Nothing Free lasts for ever, part two

Remember my ethical dilemma from October, regarding the stereo received we bought ourselves for our ninth anniversary, when the company sent us two, then credited our account when we returned the second? Well, they finally caught up with themselves. I got a voice mail yesterday evening saying they needed to clarify the situation. When I called back it was explained that they had somehow inadvertently sent us two receivers. ("No, duh... look at your notes, I called, explained the matter, then returned the second one"). But they apparently figured out (two months later) that the customer service agent I spoke with had written things up wrong, and thus they processed the return, and credited us for the one charge. ("Uh... yeah"). So, now they'll be sending us a new invoice for the receiver. ("Um... yeah, sure... we're happy to pay for it.") So, that is that.

Wednesday, December 21, 2005

An exhausting day

Exhausting, yes. Work related, no. I spent the day getting some warranty work done on (and a new battery installed in) my car. The dealership is about an hour away. So I took the three year old with me. We went miniature golfing, then wasted another 2 or so hours, because the dealership was bad at estimating time.

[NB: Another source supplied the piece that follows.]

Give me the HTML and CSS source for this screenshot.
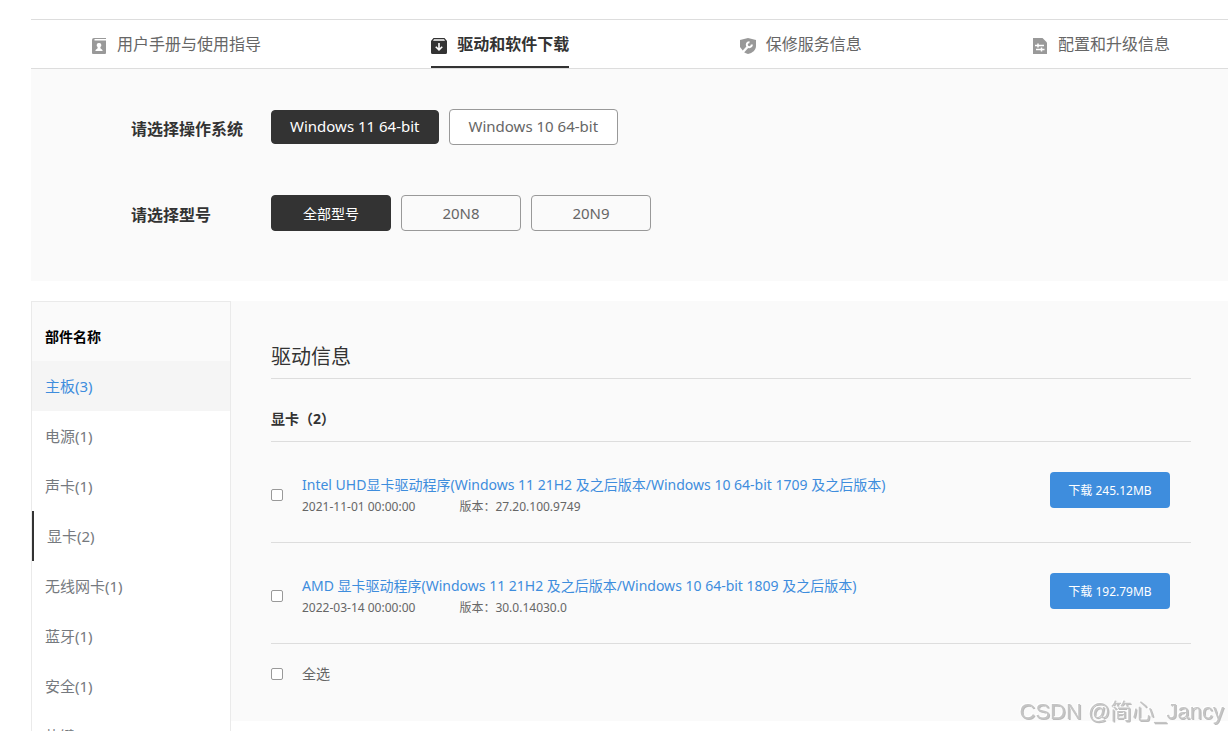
FILE: index.html
```html
<!DOCTYPE html>
<html lang="zh-CN">
<head>
  <meta charset="UTF-8" />
  <meta name="viewport" content="width=device-width, initial-scale=1.0"/>
  <title>驱动和软件下载</title>
  <link rel="stylesheet" href="styles.css">
</head>
<body>
  <div class="page">
    <nav class="tabs">
      <a href="#manual" class="tab">
        <svg viewBox="0 0 16 16" class="icon"><path fill="currentColor" fill-rule="evenodd" d="M3 0h12v1H3.500v1.500H15V15a1 1 0 0 1-1 1H2a1 1 0 0 1-1-1V2a2 2 0 0 1 2-2zM8 5a2.200 2.200 0 0 0-1.400 4v1.300L4.500 12v1h7v-1l-2.100-1.700V9A2.200 2.200 0 0 0 8 5z"/></svg>
        用户手册与使用指导
      </a>
      <a href="#drivers" class="tab active">
        <svg viewBox="0 0 16 16" class="icon"><path fill="currentColor" fill-rule="evenodd" d="M2.500 0h11L16 3v11.500a1.500 1.500 0 0 1-1.500 1.500h-13A1.500 1.500 0 0 1 0 14.500V3zM3 1.300L2 2.800h12l-1-1.500zM7.200 5v5L5.300 8.200 4.200 9.300 8 13l3.800-3.700-1.100-1.100L8.800 10V5z"/></svg>
        驱动和软件下载
      </a>
      <a href="#warranty" class="tab">
        <svg viewBox="0 0 16 16" class="icon"><path fill="currentColor" d="M8 0l8 2v6c0 4-3.500 7-8 8-1.500-.4-2.800-1-3.900-1.700L0 9V2z"/><path fill="none" stroke="#fff" stroke-width="2.400" d="M2.500 14.500l5-5.500"/><path fill="none" stroke="#fff" stroke-width="2" d="M9.500 4.200A2.500 2.500 0 1 0 11.800 6.500"/></svg>
        保修服务信息
      </a>
      <a href="#upgrade" class="tab">
        <svg viewBox="0 0 16 16" class="icon"><path fill="currentColor" d="M1 0h9.500L15 4.500V16H1z"/><path fill="none" stroke="#fff" stroke-width="1.500" d="M3 7.500h9M6 5.500v4M4 11.500h8.500M9.500 9.500v4"/></svg>
        配置和升级信息
      </a>
    </nav>

    <section class="filters">
      <div class="filter-row">
        <h3>请选择操作系统</h3>
        <div class="options">
          <button type="button" class="option os selected">Windows 11 64-bit</button>
          <button type="button" class="option os">Windows 10 64-bit</button>
        </div>
      </div>
      <div class="filter-row">
        <h3>请选择型号</h3>
        <div class="options">
          <button type="button" class="option all selected">全部型号</button>
          <button type="button" class="option">20N8</button>
          <button type="button" class="option">20N9</button>
        </div>
      </div>
    </section>

    <div class="content">
      <aside class="sidebar">
        <h4>部件名称</h4>
        <a href="#p1" class="part hover">主板(3)</a>
        <a href="#p2" class="part">电源(1)</a>
        <a href="#p3" class="part">声卡(1)</a>
        <a href="#p4" class="part current">显卡(2)</a>
        <a href="#p5" class="part">无线网卡(1)</a>
        <a href="#p6" class="part">蓝牙(1)</a>
        <a href="#p7" class="part">安全(1)</a>
        <a href="#p8" class="part">热键(1)</a>
      </aside>

      <main class="drivers">
        <h2>驱动信息</h2>
        <h4>显卡（2）</h4>
        <div class="driver">
          <input type="checkbox" id="driver1" />
          <div class="info">
            <label for="driver1" class="name">Intel UHD显卡驱动程序(Windows 11 21H2 及之后版本/Windows 10 64-bit 1709 及之后版本)</label>
            <p class="meta"><span>2021-11-01 00:00:00</span><span>版本：27.20.100.9749</span></p>
          </div>
          <button type="button" class="download">下载 245.12MB</button>
        </div>
        <div class="driver">
          <input type="checkbox" id="driver2" />
          <div class="info">
            <label for="driver2" class="name">AMD 显卡驱动程序(Windows 11 21H2 及之后版本/Windows 10 64-bit 1809 及之后版本)</label>
            <p class="meta"><span>2022-03-14 00:00:00</span><span>版本：30.0.14030.0</span></p>
          </div>
          <button type="button" class="download">下载 192.79MB</button>
        </div>
        <div class="select-all">
          <input type="checkbox" id="all" />
          <label for="all">全选</label>
        </div>
      </main>
    </div>
  </div>
  <div class="watermark">CSDN @简心_Jancy</div>
</body>
</html>
```
FILE: styles.css
```css
:root {
  --bg: #fafafa;
  --line: #ddd;
  --dark: #333;
  --text: #666;
  --blue: #3e8ddd;
}

* {
  box-sizing: border-box;
}

body {
  margin: 0;
  font-family: 'Noto Sans', 'Noto Sans CJK SC', sans-serif;
  font-size: 14px;
  color: var(--text);
  background: #fff;
}

h2, h3, h4, p {
  margin: 0;
}

a {
  text-decoration: none;
  color: inherit;
}

button {
  font-family: inherit;
  cursor: pointer;
}

.page {
  padding: 19px 0 0 31px;
}

.tabs {
  display: flex;
  justify-content: space-between;
  height: 50px;
  padding: 0 58px 0 60px;
  border-top: 1px solid var(--line);
  border-bottom: 1px solid var(--line);
}

.tab {
  display: flex;
  align-items: center;
  gap: 10px;
  font-size: 16px;
  border-bottom: 2px solid transparent;
}

.tab.active {
  color: var(--dark);
  font-weight: bold;
  border-color: var(--dark);
}

.icon {
  width: 16px;
  height: 16px;
  color: #999;
  margin-top: 6px;
}

.tab.active .icon {
  color: var(--dark);
}

.filters {
  display: flex;
  flex-direction: column;
  gap: 50px;
  padding: 40px 0 50px 100px;
  background: var(--bg);
}

.filter-row {
  display: flex;
  align-items: center;
}

.filter-row h3 {
  width: 140px;
  font-size: 16px;
  line-height: 24px;
  padding-top: 4px;
  color: var(--dark);
}

.options {
  display: flex;
  align-items: center;
  gap: 10px;
}

.option {
  min-width: 120px;
  height: 36px;
  padding: 0;
  font-size: 15px;
  color: var(--text);
  background: transparent;
  border: 1px solid #999;
  border-radius: 4px;
}

.option.all {
  font-size: 14px;
}

.option.os {
  padding: 0 19px 2px;
  background: #fff;
}

.option.selected {
  color: #fff;
  background: var(--dark);
  border-color: var(--dark);
}

.option.os.selected {
  height: 34px;
  padding: 0 18px 2px;
}

.content {
  display: flex;
  align-items: flex-start;
  margin-top: 20px;
}

.sidebar {
  width: 200px;
  flex-shrink: 0;
  border: 1px solid #eaeaea;
}

.sidebar h4 {
  height: 59px;
  padding: 10px 13px 0;
  line-height: 50px;
  font-size: 14px;
  color: #000;
  background: var(--bg);
}

.part {
  display: block;
  padding: 0 13px;
  font-size: 15px;
  line-height: 50px;
  color: #75797e;
}

.part.hover {
  color: var(--blue);
  background: #f5f5f5;
}

.part.current {
  border-left: 2px solid var(--dark);
}

.drivers {
  flex: 1;
  padding: 30px 37px 30px 40px;
  background: var(--bg);
}

.drivers h2 {
  padding: 11px 0 7px;
  font-size: 20px;
  line-height: 29px;
  font-weight: normal;
  color: var(--dark);
  border-bottom: 1px solid var(--line);
}

.drivers h4 {
  padding-top: 18px;
  font-size: 14px;
  line-height: 44px;
  color: var(--dark);
  border-bottom: 1px solid var(--line);
}

.driver {
  display: flex;
  align-items: center;
  height: 101px;
  padding-right: 21px;
  border-bottom: 1px solid var(--line);
}

input[type="checkbox"] {
  appearance: none;
  width: 12px;
  height: 12px;
  margin: 0 19px 0 0;
  background: #fff;
  border: 1px solid #999;
  border-radius: 2px;
}

.driver input {
  margin-top: 6px;
}

.info {
  flex: 1;
  padding-top: 8px;
}

.name {
  display: block;
  font-size: 14px;
  line-height: 22px;
  color: var(--blue);
}

.meta {
  display: flex;
  gap: 44px;
  font-size: 12px;
  line-height: 22px;
}

.download {
  width: 120px;
  height: 36px;
  margin-bottom: 4px;
  padding: 0;
  font-size: 12px;
  color: #fff;
  background: var(--blue);
  border: none;
  border-radius: 4px;
}

.select-all {
  display: flex;
  align-items: center;
  height: 47px;
  padding-top: 12px;
}

.select-all label {
  padding-bottom: 2px;
}

.watermark {
  position: fixed;
  right: 4px;
  bottom: 4px;
  font-family: 'Liberation Sans', 'Noto Sans CJK SC', sans-serif;
  font-size: 22px;
  line-height: 30px;
  color: #c4c4c4;
  text-shadow: -1px -1px 0 #fff, 1px 1px 0 #bbb;
}
```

Life is sometimes rather mundane. But you know, I really enjoyed spending the day with my son. Being a parent is many things (both pleasant and unpleasant) but it is almost never mundane. And I didn't really miss the work that much. Frankly, my work is completely self-directed, meaning I could go in any of a dozen directions with it. It's difficult at times to decide which path to work on. Mostly, I'm hoping and waiting for a job interview, so I have a better sense of what kind of department would be interested in my work, which would sure help me decide which path to follow.

That's not to say that I don't do any "work" most days. I just have about four projects going concurrently, and I make piecemeal progress on each of them. Sometimes taking a break from all of them is just what I need to get some better perspective. And that was my day.